Louis-Herman De Koninck empruntera donc cette même voie pour son pavillon… et aura la chance de pouvoir la poursuivre, avec détermination, tout au long de sa vie, jusqu’à sa mort dans les années 80. Il vivra d’abord dans la partie inférieure de l’habitation, avant de construire bien plus tard, deux étages supplémentaires.  » Les deux niveaux inférieurs ont été parfaitement conservés, explique Caroline Notté, qui y est désormais installée. Il s’agit d’un endroit iconique puisque c’est l’une des premières maisons modernes de Belgique « , poursuit-elle. Cela dit, l’homme n’est pas connu uniquement pour ce projet, mais aussi pour les cuisines Cubex, véritable succès des années 50, lancé en 1931.

à taille humaine

Lors de sa construction, la bâtisse fut tout de suite perçue comme avant-gardiste. Jusqu’alors, la plupart des maisons étaient en effet agencées de façon plutôt classique avec un axe central autour duquel se disposaient les espaces.  » Ici, on entre par le dessus de la demeure, explique la nouvelle propriétaire. Pour ensuite, via un escalier étroit, descendre dans les pièces de vie situées à hauteur du jardin. Cela donne l’impression d’être en vacances.  » La chambre et le bureau du maître étaient installés au niveau supérieur. L’aménagement se voulait élégant et moderne avec de nombreuses mosaïques, des carrelages en granito au sol, une rampe tubulaire et de larges fenêtres à châssis métalliques. Presque tous les éléments fixes ont été conservés, dont les étagères.  » C’est assez incroyable que tout ait été préservé et soit quasi intact. L’ensemble de la structure parle à l’imagination. Beaucoup évoquent la monumentalité lorsqu’on pense à l’architecture moderne mais ce n’est pas le cas ici. On comprend dans cette habitation à quoi Le Corbusier faisait référence avec son système Modulor, grâce auquel il concevait des habitations à taille humaine.  »

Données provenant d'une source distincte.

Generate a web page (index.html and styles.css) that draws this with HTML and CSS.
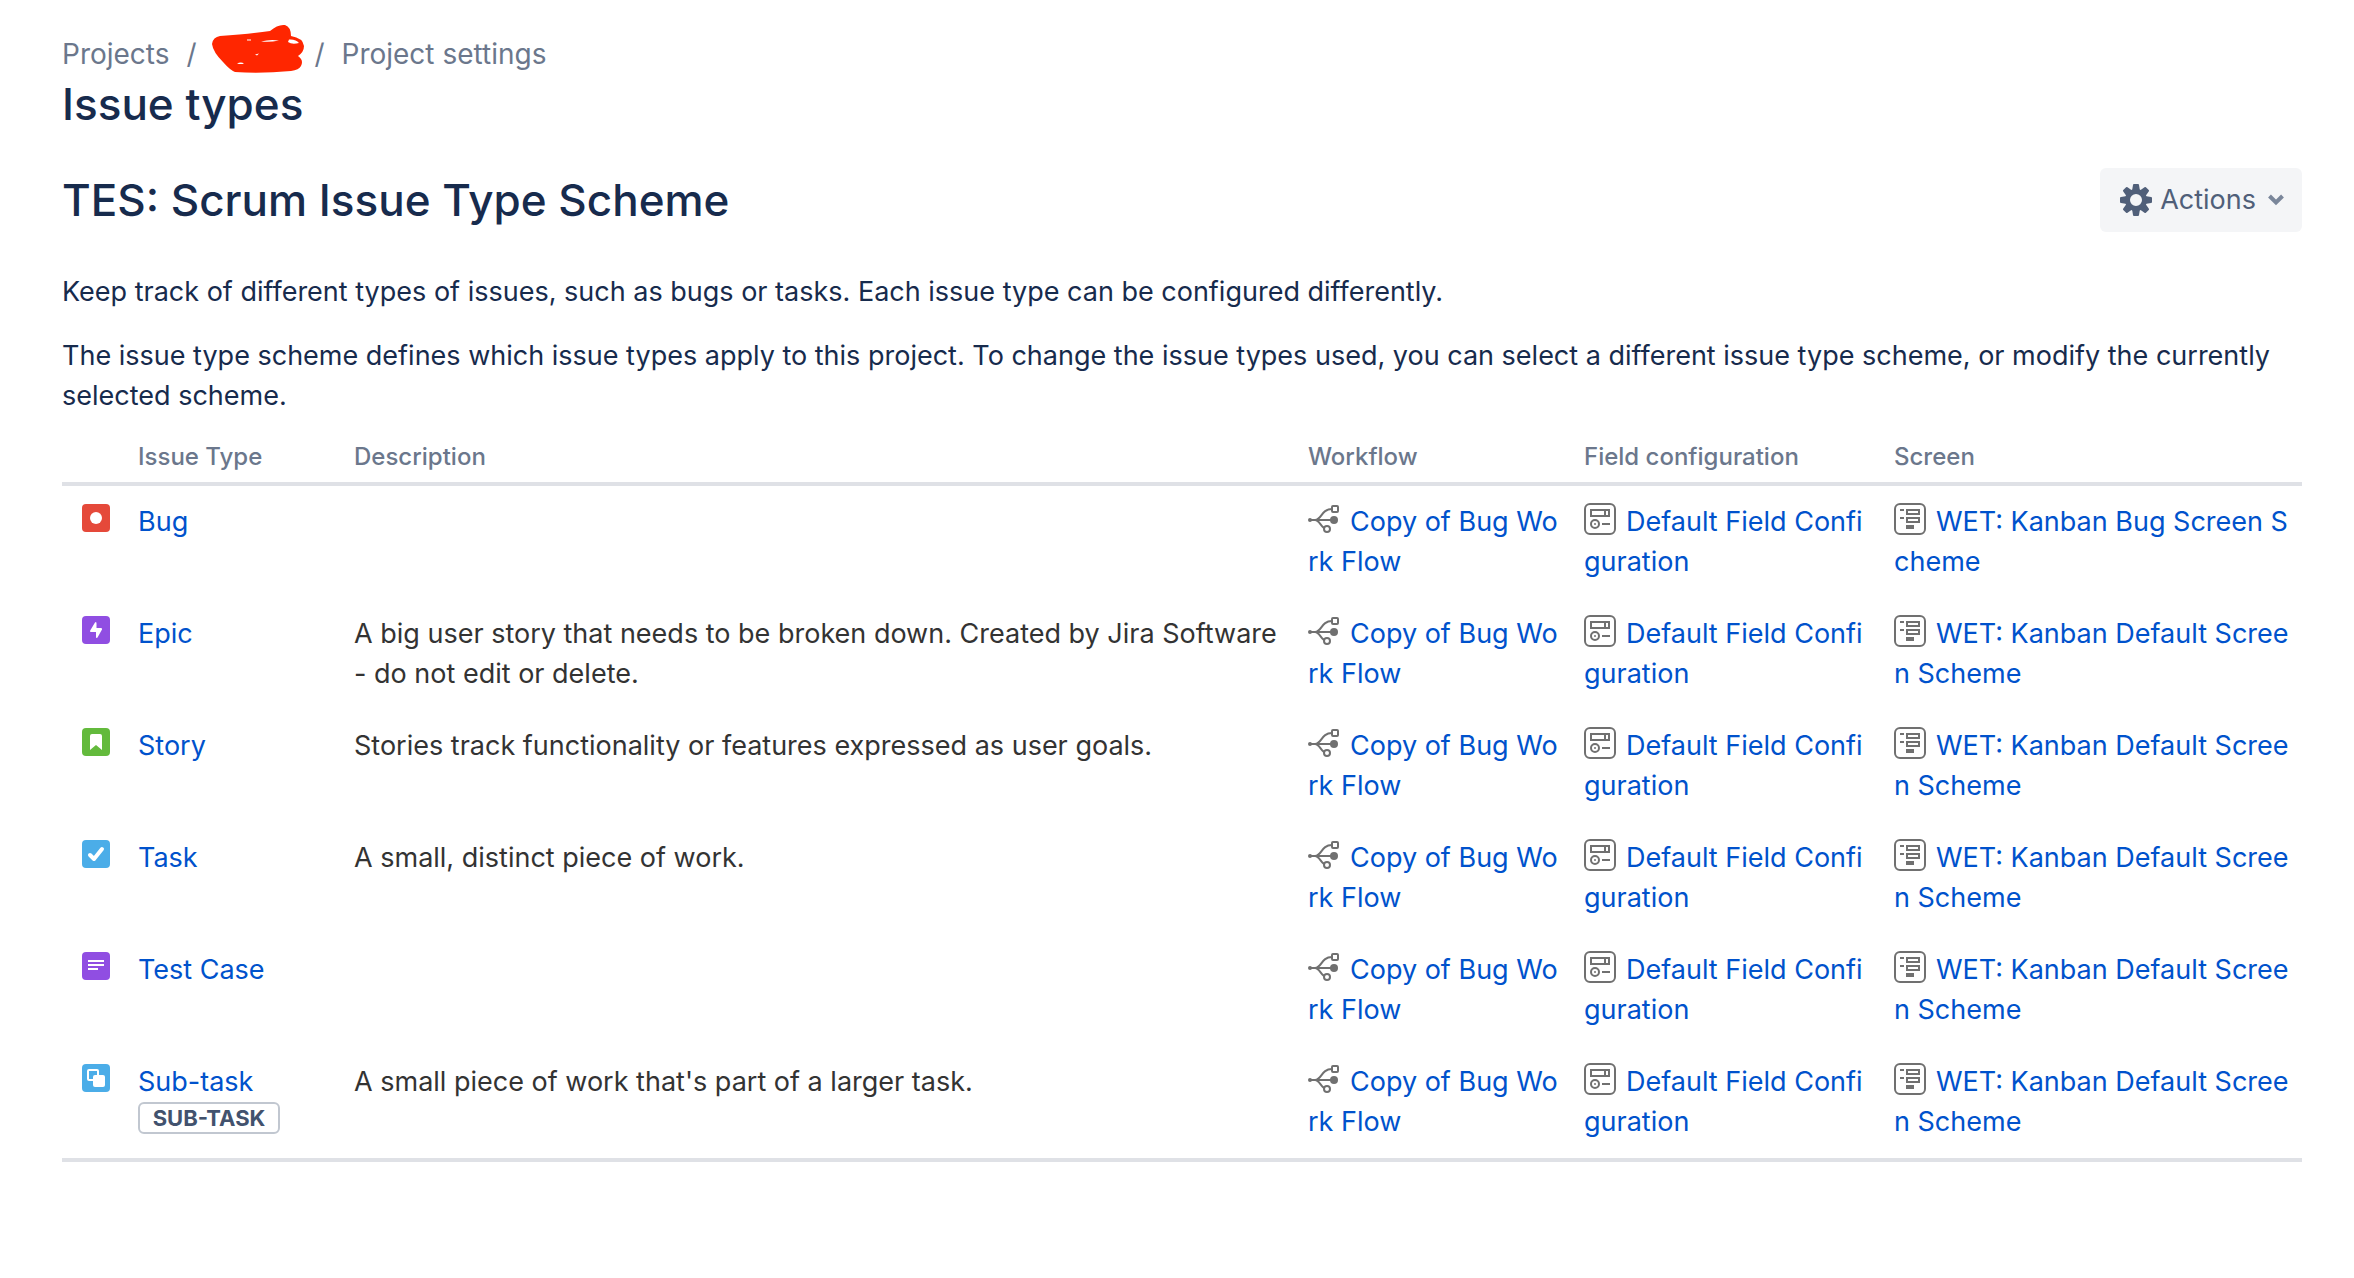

L’endroit est idéal pour un pied-à-terre au vert et Caroline Notté est parvenue, tout en conservant l’esprit de cette pépite du xxe siècle, à y apporter sa touche personnelle, au travers de ses meubles et de ses objets de décoration. Dans un coin du salon, elle a fait peindre un mur en bleu, une nuance inspirée par Le Corbusier. Une autre partie de ce séjour, à l’arrière, a été recouvert de feuilles d’or ce qui intensifie la lumière. L’ensemble est artistique, avec un petit accent gitan, et mêle mobilier vintage et design contemporain.  » Les intérieurs froids et trop épurés ne sont pas ma tasse de thé. J’ai besoin de m’entourer d’oeuvres d’art qui me tiennent à coeur, ajoute l’habitante. J’aime les tables d’Armand Jonckers, les photos de Benoît Feron, les dessins de Paulo Climachauska et les réalisations textiles de Joana Vasconcelos.  »

Il faut dire que la jeune femme, en parallèle de ses aménagements de logements, boutiques et restaurants, est également photographe d’art.  » Je ne pense pas que cette maison était investie d’une telle façon à l’époque mais il s’agit en tout cas pour moi d’un lieu inspirant qui me fait voyager. On s’y sent à la fois en Belgique et au Brésil, notamment grâce au jardin sauvage « , conclut-elle.